For this exercise, output only the lines between the "Write a component" line and the "number; text: string" line, both of them included, and skip all pictures.

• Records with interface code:
________

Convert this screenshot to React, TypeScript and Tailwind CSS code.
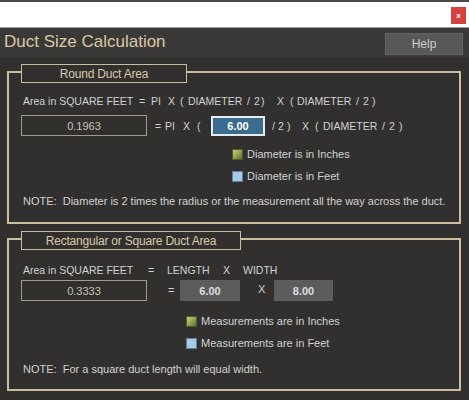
import React from 'react';

const font = { fontFamily: '"Liberation Sans", Arial, sans-serif' };

// each token gets a fixed slot so the formula columns line up like the original form
function Tokens({ items }: { items: [string, string][] }) {
  return (
    <>
      {items.map(([text, w], i) => (
        <span key={i} className={`${w} shrink-0 whitespace-pre`}>
          {text}
        </span>
      ))}
    </>
  );
}

function Check({ kind }: { kind: 'inches' | 'feet' }) {
  return kind === 'inches' ? (
    <span className="inline-block w-[11px] h-[11px] bg-gradient-to-br from-[#c3cc86] via-[#96a452] to-[#5f6f30] border border-[#4d5a26]" />
  ) : (
    <span className="inline-block w-[11px] h-[11px] bg-[#a7cbe7] border border-[#5f7f9c]" />
  );
}

function Group({ title, legendW, children }: { title: string; legendW: string; children: React.ReactNode }) {
  return (
    <div className="relative ml-[7px] w-[454px] border-2 border-[#cdbd9f]">
      {/* legend box sitting across the top border */}
      <div
        className={`absolute top-[-9px] left-[12px] ${legendW} h-[19px] flex items-center justify-center border border-[#cdbd9f] bg-[#31302e] text-[12px] text-[#d9c9a9] tracking-[-0.2px]`}
      >
        {title}
      </div>
      {children}
    </div>
  );
}

export default function App() {
  return (
    <div className="w-[469px] h-[400px] overflow-hidden bg-[#31302e] text-[#d2d2d2]" style={font}>
      {/* window chrome */}
      <div className="h-[28px] bg-white border-t-2 border-[#4a4a4a] border-b border-b-[#9a9a9a] flex items-start justify-end">
        <div className="mt-[5px] mr-[3px] w-[15px] h-[17px] bg-[#d6433f] flex items-center justify-center text-white text-[8px] font-bold leading-none">
          x
        </div>
      </div>

      {/* header */}
      <div className="h-[29px] bg-[#3a3937] flex items-center justify-between">
        <div className="pl-[4px] -mt-[2px] text-[17px] text-[#dcc8a6] leading-none">Duct Size Calculation</div>
        <button className="mr-[6px] mt-[3px] w-[78px] h-[22px] bg-[#585858] border border-[#626262] text-[12px] text-[#cfcfcf]">
          Help
        </button>
      </div>

      <div className="pt-[14px]">
        <Group title="Round Duct Area" legendW="w-[166px]">
          <div className="pt-[21px] pb-[14px] text-[11px] leading-[14px]">
            <div className="ml-[14px] flex text-[10.5px]">
              <Tokens
                items={[
                  ['Area in SQUARE FEET', 'w-[116px]'],
                  ['=', 'w-[12px]'],
                  ['PI', 'w-[17px]'],
                  ['X', 'w-[12px]'],
                  ['(', 'w-[8px]'],
                  ['DIAMETER', 'w-[59px]'],
                  ['/', 'w-[7px]'],
                  ['2', 'w-[7px]'],
                  [')', 'w-[16px]'],
                  ['X', 'w-[13px]'],
                  ['(', 'w-[7px]'],
                  ['DIAMETER', 'w-[59px]'],
                  ['/', 'w-[7px]'],
                  ['2', 'w-[9px]'],
                  [')', 'w-auto'],
                ]}
              />
            </div>
            <div className="mt-[7px] ml-[12px] flex items-center h-[21px]">
              <div className="w-[126px] h-[21px] border border-[#a39a8a] flex items-center justify-center text-[#c9c1b3]">
                0.1963
              </div>
              <span className="w-[8px] shrink-0" />
              <div className="flex text-[10.5px]">
                <Tokens
                  items={[
                    ['=', 'w-[10px]'],
                    ['PI', 'w-[18px]'],
                    ['X', 'w-[14px]'],
                    ['(', 'w-[14px]'],
                  ]}
                />
              </div>
              <div className="w-[54px] h-[20px] bg-[#3b6c8e] border-2 border-[#e6edf2] flex items-center justify-center font-bold text-white">
                6.00
              </div>
              <span className="w-[7px] shrink-0" />
              <div className="flex text-[10.5px]">
                <Tokens
                  items={[
                    ['/', 'w-[6px]'],
                    ['2', 'w-[9px]'],
                    [')', 'w-[15px]'],
                    ['X', 'w-[13px]'],
                    ['(', 'w-[8px]'],
                    ['DIAMETER', 'w-[59px]'],
                    ['/', 'w-[7px]'],
                    ['2', 'w-[10px]'],
                    [')', 'w-auto'],
                  ]}
                />
              </div>
            </div>
            <div className="mt-[11px] ml-[223px] flex items-center gap-[4px]">
              <Check kind="inches" />
              <span>Diameter is in Inches</span>
            </div>
            <div className="mt-[8px] ml-[223px] flex items-center gap-[4px]">
              <Check kind="feet" />
              <span>Diameter is in Feet</span>
            </div>
            <div className="mt-[11px] ml-[14px] whitespace-pre">
              {'NOTE:  Diameter is 2 times the radius or the measurement all the way across the duct.'}
            </div>
          </div>
        </Group>

        <div className="h-[14px]" />

        <Group title="Rectangular or Square Duct Area" legendW="w-[220px]">
          <div className="pt-[23px] pb-[13px] text-[11px] leading-[14px]">
            <div className="ml-[14px] flex text-[10.5px]">
              <span className="w-[125px]">Area in SQUARE FEET</span>
              <span className="w-[19px]">=</span>
              <span className="w-[56px]">LENGTH</span>
              <span className="w-[20px]">X</span>
              <span>WIDTH</span>
            </div>
            <div className="mt-[3px] ml-[12px] flex items-center h-[21px]">
              <div className="w-[126px] h-[21px] border border-[#a39a8a] flex items-center justify-center text-[#c9c1b3]">
                0.3333
              </div>
              <span className="ml-[21px] w-[12px] -mt-[2px]">=</span>
              <div className="w-[60px] h-[21px] bg-[#5c5c5c] flex items-center justify-center font-bold text-[#dedede]">
                6.00
              </div>
              <span className="ml-[18px] w-[16px] -mt-[3px]">X</span>
              <div className="w-[59px] h-[21px] bg-[#5c5c5c] flex items-center justify-center font-bold text-[#dedede]">
                8.00
              </div>
            </div>
            <div className="mt-[13px] ml-[177px] flex items-center gap-[4px]">
              <Check kind="inches" />
              <span>Measurements are in Inches</span>
            </div>
            <div className="mt-[8px] ml-[177px] flex items-center gap-[4px]">
              <Check kind="feet" />
              <span>Measurements are in Feet</span>
            </div>
            <div className="mt-[12px] ml-[14px] whitespace-pre">
              {'NOTE:  For a square duct length will equal width.'}
            </div>
          </div>
        </Group>
      </div>
    </div>
  );
}
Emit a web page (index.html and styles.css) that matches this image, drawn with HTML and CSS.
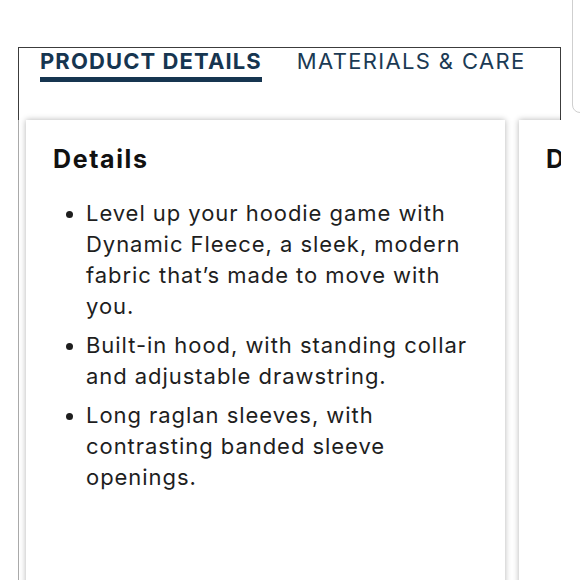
FILE: index.html
```html
<!DOCTYPE html>
<html lang="en">
<head>
<meta charset="utf-8">
<title>Product details</title>
<link rel="stylesheet" href="styles.css">
</head>
<body>
<div class="edge-panel"></div>
<section class="frame">
  <nav class="tabs">
    <span class="tab tab-active">PRODUCT DETAILS</span>
    <span class="tab">MATERIALS &amp; CARE</span>
  </nav>
  <div class="cards">
    <article class="card">
      <h2 class="card-title">Details</h2>
      <ul class="card-list">
        <li>Level up your hoodie game with Dynamic Fleece, a sleek, modern fabric that’s made to move with you.</li>
        <li>Built-in hood, with standing collar and adjustable drawstring.</li>
        <li>Long raglan sleeves, with contrasting banded sleeve openings.</li>
      </ul>
    </article>
    <article class="card card-peek">
      <h2 class="card-title">Details</h2>
    </article>
  </div>
</section>
</body>
</html>
```
FILE: styles.css
```css
html, body {
  margin: 0;
  padding: 0;
  background: #ffffff;
  height: 580px;
  overflow: hidden;
}

body {
  font-family: Inter, "Noto Sans", sans-serif;
  color: #1e1e1e;
  position: relative;
}

.edge-panel {
  position: absolute;
  left: 572px;
  top: -20px;
  width: 60px;
  height: 131px;
  border: 1px solid #cfcfcf;
  border-radius: 8px;
}

.frame {
  margin: 47px 0 0 18px;
  width: 543px;
  height: 533px;
  overflow: hidden;
  box-sizing: border-box;
  display: flex;
  flex-direction: column;
}

.tabs {
  flex: none;
  height: 73px;
  box-sizing: border-box;
  border: 1px solid #3c3c3c;
  border-bottom: none;
  padding: 0 0 0 21px;
  display: flex;
  align-items: flex-start;
  gap: 35px;
}

.tab {
  font-size: 22px;
  line-height: 26px;
  color: #1b3a54;
  letter-spacing: 1.35px;
  white-space: nowrap;
}

.tab-active {
  font-weight: 700;
  color: #163550;
  letter-spacing: 1.1px;
  padding-bottom: 3px;
  border-bottom: 5px solid #163550;
}

.cards {
  flex: 1;
  display: flex;
  gap: 14px;
  padding-left: 7px;
  border-left: 2px solid #a9a9a9;
  border-right: 2px solid #a9a9a9;
  margin-left: -1px;
  margin-right: -1px;
}

.card {
  flex: none;
  width: 479px;
  min-height: 500px;
  box-sizing: border-box;
  padding: 24px 30px 0 27px;
  background: #ffffff;
  box-shadow: 0 0 6px rgba(0, 0, 0, 0.3);
}

.card-peek {
  width: 60px;
  overflow: hidden;
}

.card-title {
  margin: 0;
  font-size: 25px;
  line-height: 30px;
  font-weight: 700;
  letter-spacing: 1.6px;
  color: #111111;
  white-space: nowrap;
}

.card-list {
  margin: 24px 0 0;
  padding-left: 33px;
  list-style: disc;
}

.card-list li {
  font-size: 22px;
  line-height: 31px;
  letter-spacing: 0.95px;
  margin-bottom: 8px;
  padding-left: 0;
}

.card-list li::marker {
  font-size: 21px;
}
```
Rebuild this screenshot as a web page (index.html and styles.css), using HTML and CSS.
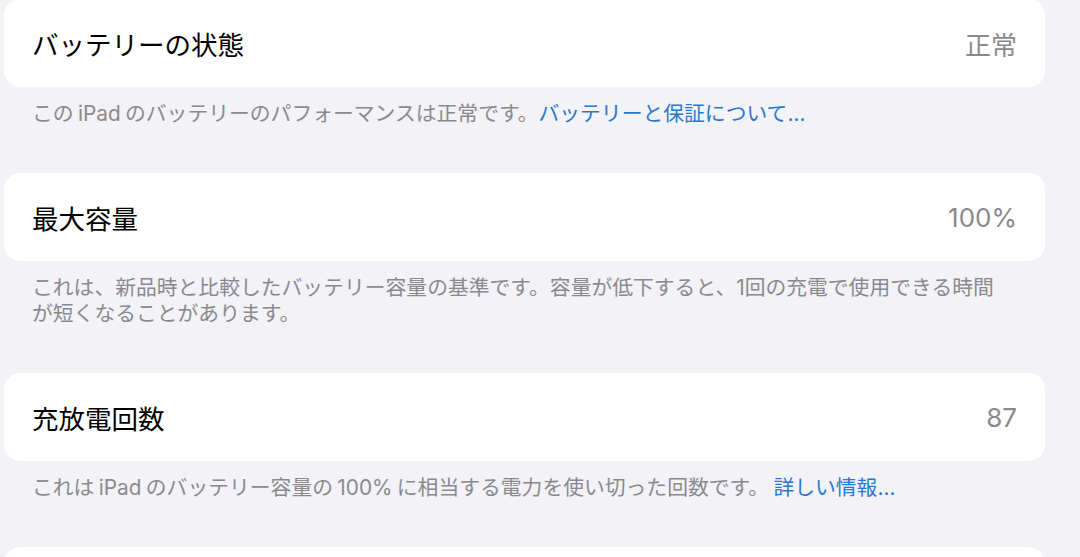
FILE: index.html
```html
<!DOCTYPE html>
<html lang="ja">
<head>
<meta charset="utf-8">
<title>バッテリーの状態</title>
<link rel="stylesheet" href="styles.css">
</head>
<body>
<main class="list">
  <section class="group first">
    <div class="card">
      <span class="label">バッテリーの状態</span>
      <span class="value">正常</span>
    </div>
    <p class="footer">この iPad のバッテリーのパフォーマンスは正常です。<a class="link" href="#">バッテリーと保証について...</a></p>
  </section>
  <section class="group">
    <div class="card">
      <span class="label">最大容量</span>
      <span class="value">100%</span>
    </div>
    <p class="footer">これは、新品時と比較したバッテリー容量の基準です。容量が低下すると、1回の充電で使用できる時間が短くなることがあります。</p>
  </section>
  <section class="group">
    <div class="card">
      <span class="label">充放電回数</span>
      <span class="value">87</span>
    </div>
    <p class="footer">これは iPad のバッテリー容量の 100% に相当する電力を使い切った回数です。 <a class="link" href="#">詳しい情報...</a></p>
  </section>
  <section class="group">
    <div class="card"></div>
  </section>
</main>
</body>
</html>
```

FILE: styles.css
```css
html, body {
  margin: 0;
  padding: 0;
  background: #f2f2f7;
  overflow: hidden;
}

body {
  font-family: Inter, "Noto Sans CJK JP", sans-serif;
  color: #000;
  height: 557px;
}

.list {
  display: flex;
  flex-direction: column;
  width: 1041px;
  padding-left: 4px;
  margin-top: -1px;
}

.group {
  display: flex;
  flex-direction: column;
}

.card {
  height: 88px;
  background: #ffffff;
  border-radius: 16px;
  display: flex;
  align-items: center;
  justify-content: space-between;
  padding: 0 28px;
  box-sizing: border-box;
}

.label {
  font-size: 26.5px;
  font-weight: 400;
  color: #000;
}

.value {
  font-size: 26px;
  color: #8a8a8e;
  font-weight: 400;
}

.footer {
  margin: 0;
  padding: 14px 38px 46px 28px;
  font-size: 20.8px;
  line-height: 26px;
  word-spacing: -1.5px;
  color: #8a8a8e;
}

.link {
  color: #2a78cc;
  text-decoration: none;
}
```
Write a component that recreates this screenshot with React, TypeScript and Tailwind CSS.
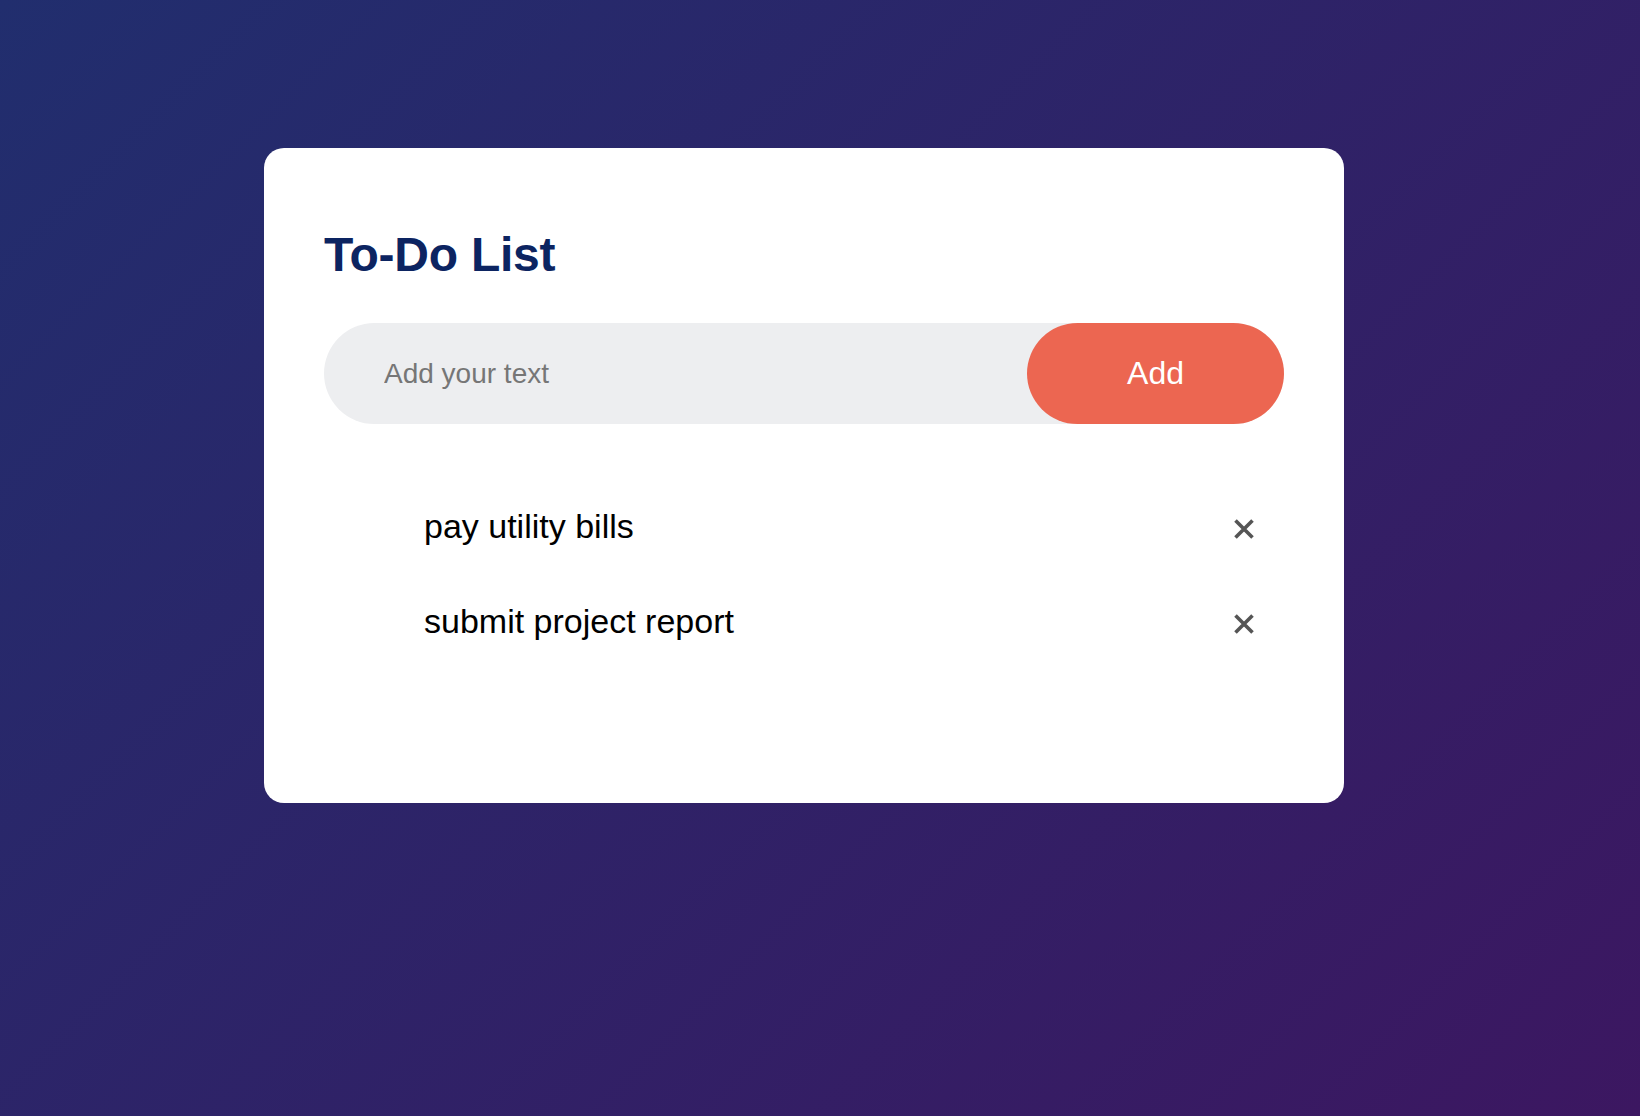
import React, { useState } from "react";

type Task = { id: number; text: string };

// small cross used for deleting a task
const CloseIcon = () => (
  <svg width="22" height="22" viewBox="0 0 22 22" fill="none">
    <path d="M2.5 2.5 L19.5 19.5 M19.5 2.5 L2.5 19.5" stroke="#555555" strokeWidth="3.6" />
  </svg>
);

export default function App() {
  const [tasks, setTasks] = useState<Task[]>([
    { id: 1, text: "pay utility bills" },
    { id: 2, text: "submit project report" },
  ]);
  const [value, setValue] = useState("");

  const addTask = () => {
    if (!value.trim()) return;
    setTasks([...tasks, { id: Date.now(), text: value.trim() }]);
    setValue("");
  };

  return (
    <div
      className="min-h-screen w-full bg-[linear-gradient(135deg,#212e6e,#3c1761)] pl-[264px] pt-[148px]"
      style={{ fontFamily: '"Liberation Sans", Arial, sans-serif' }}
    >
      <div className="w-[1080px] rounded-[20px] bg-white px-[60px] pt-[79px] pb-[135px]">
        <h2 className="mb-[40px] text-[48px] font-bold leading-[56px] tracking-[-0.25px] text-[#0c2461]">
          To-Do List
        </h2>

        <div className="flex items-center rounded-full bg-[#edeef0] pl-[40px]">
          <input
            value={value}
            onChange={(e) => setValue(e.target.value)}
            onKeyDown={(e) => e.key === "Enter" && addTask()}
            placeholder="Add your text"
            className="flex-1 bg-transparent px-[20px] text-[28px] text-[#333] outline-none placeholder:text-[#767676]"
          />
          <button
            onClick={addTask}
            className="rounded-full bg-[#ec6651] px-[100px] py-[32px] text-[32px] leading-[37px] text-white"
          >
            Add
          </button>
        </div>

        <ul className="mt-[54px]">
          {tasks.map((t) => (
            <li key={t.id} className="flex items-center pt-[25px] pb-[24px] pl-[100px]">
              <span className="flex-1 text-[34px] leading-[40px] text-black">{t.text}</span>
              <span
                onClick={() => setTasks(tasks.filter((x) => x.id !== t.id))}
                className="mt-[6px] flex h-[40px] w-[80px] cursor-pointer items-center justify-center"
              >
                <CloseIcon />
              </span>
            </li>
          ))}
        </ul>
      </div>
    </div>
  );
}
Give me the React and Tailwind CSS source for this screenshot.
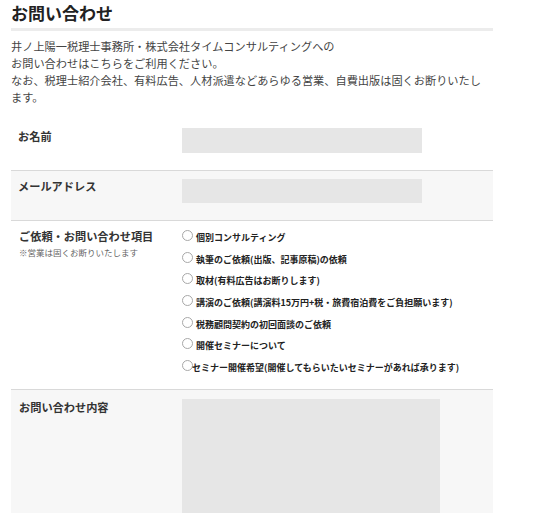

________

• Expected answer:
Write a component that recreates this screenshot with React, TypeScript and Tailwind CSS.
import React, { useState } from "react";

type Task = { id: number; text: string };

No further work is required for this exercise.